In a bill some say is inspired by disgraced comedian Bill Cosby, the statute of limitations will be eliminated on rape cases in California.
The bill was signed into law by California Gov. Jerry Brown on Sept. 28, and goes into effect in 2017. It will impact new sexual assault cases and any case for which the statute of limitations hasn't expired by Jan. 1, 2017, according to the Los Angeles Times.
Advocates lauded Brown and State Sen. Connie Leyva, a Democrat, for signing and sponsoring the bill, respectively.
Levya said the new law communicates to rape and sex assault victims "that they matter."
"It shows victims and survivors that California stands behind them," she told the Los Angeles Times, "that we see rape as a serious crime, that victims can come forward and that justice now has no time limit."
Previously, the statute of limitations in California was 10 years, except in cases where new DNA evidence becomes available. Cases of sexual molestation against minors had a potentially longer statute of limitations, with the law saying they must be prosecuted before the alleged victims turn 40 years old.
Brown didn't issue a statement after signing the bill, but observers have tied the new law to allegations against Cosby, the longtime TV star. Once known as "America's dad," the supposed family man who advocated for wholesome values and family-friendly entertainment, has found himself battling sexual abuse allegations for the past several years, with dozens of women coming forward with stories about their encounters with him.
The alleged victims almost uniformly described the same modus operandi, accusing Cosby of drugging them and sexually assaulting them while they were unconscious. While the new California law won't help prosecute Cosby, the comedian is scheduled to stand trial in 2017 on accusations that he sexually assaulted a woman in Philadelphia in 2004, according to Newsweek.
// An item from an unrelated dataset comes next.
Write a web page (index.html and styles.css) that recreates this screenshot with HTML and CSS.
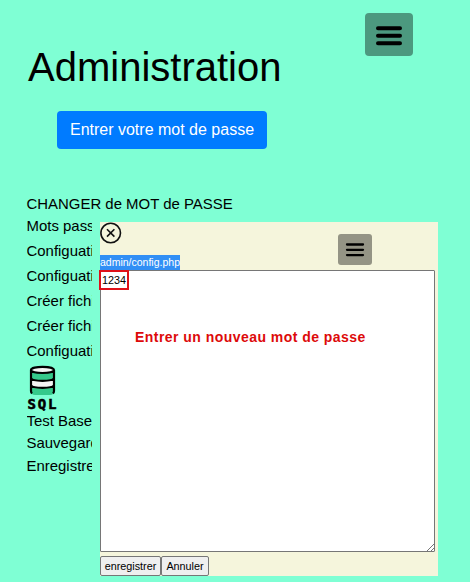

The allegations against Cosby have prompted other states to extend statutes of limitations. Lawmakers in Colorado doubled the statute of limitations on sexual assault cases from 10 to 20 years, according to Newsweek, while Nevada lawmakers increased the limitations in that state from four years to 20.
Gloria Allred, who represents more than 30 women who have come forward with allegations against Cosby, told the Hollywood Reporter that in most cases it was “too late for California prosecutors to file a case even if they concluded that they had sufficient evidence to prove a case beyond a reasonable doubt."